Goal of the exercise: Leave the pictures out, and retype all of the material exactly as written.

>>>

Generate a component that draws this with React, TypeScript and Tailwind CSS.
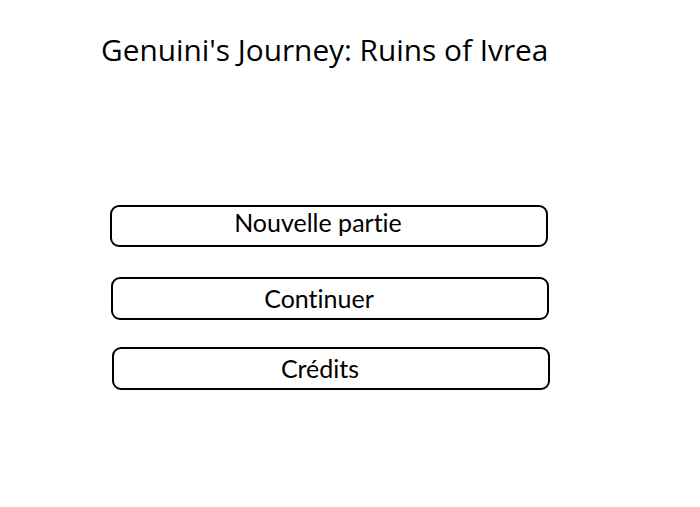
import React from 'react';

const items = [
  { label: 'Nouvelle partie', className: 'ml-[110px] mt-[139px] h-[42px] pb-[7px]' },
  { label: 'Continuer', className: 'ml-[111px] mt-[30px] h-[43px] pb-0' },
  { label: 'Crédits', className: 'ml-[112px] mt-[27px] h-[43px] pb-0' },
];

export default function App() {
  return (
    <div className="w-[700px] h-[507px] bg-white overflow-hidden flex flex-col">
      <h1 className="ml-[101px] mt-[34px] text-[29.8px] leading-[32px] text-black font-['Open_Sans',sans-serif] font-normal whitespace-nowrap">
        Genuini's Journey: Ruins of Ivrea
      </h1>
      {items.map((item) => (
        <button
          key={item.label}
          type="button"
          className={`${item.className} w-[438px] border-2 border-black rounded-[9px] bg-white flex items-center justify-center pr-[22px] text-[25px] text-black font-['Lato',sans-serif] [font-variant-ligatures:none]`}
        >
          {item.label}
        </button>
      ))}
    </div>
  );
}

<<<

Task output:
Generate a component that draws this with React, TypeScript and Tailwind CSS.
import React from 'react';

const items = [
  { label: 'Nouvelle partie', className: 'ml-[110px] mt-[139px] h-[42px] pb-[7px]' },
  { label: 'Continuer', className: 'ml-[111px] mt-[30px] h-[43px] pb-0' },
  { label: 'Crédits', className: 'ml-[112px] mt-[27px] h-[43px] pb-0' },
];

export default function App() {
  return (
    <div className="w-[700px] h-[507px] bg-white overflow-hidden flex flex-col">
      <h1 className="ml-[101px] mt-[34px] text-[29.8px] leading-[32px] text-black font-['Open_Sans',sans-serif] font-normal whitespace-nowrap">
        Genuini's Journey: Ruins of Ivrea
      </h1>
      {items.map((item) => (
        <button
          key={item.label}
          type="button"
          className={`${item.className} w-[438px] border-2 border-black rounded-[9px] bg-white flex items-center justify-center pr-[22px] text-[25px] text-black font-['Lato',sans-serif] [font-variant-ligatures:none]`}
        >
          {item.label}
        </button>
      ))}
    </div>
  );
}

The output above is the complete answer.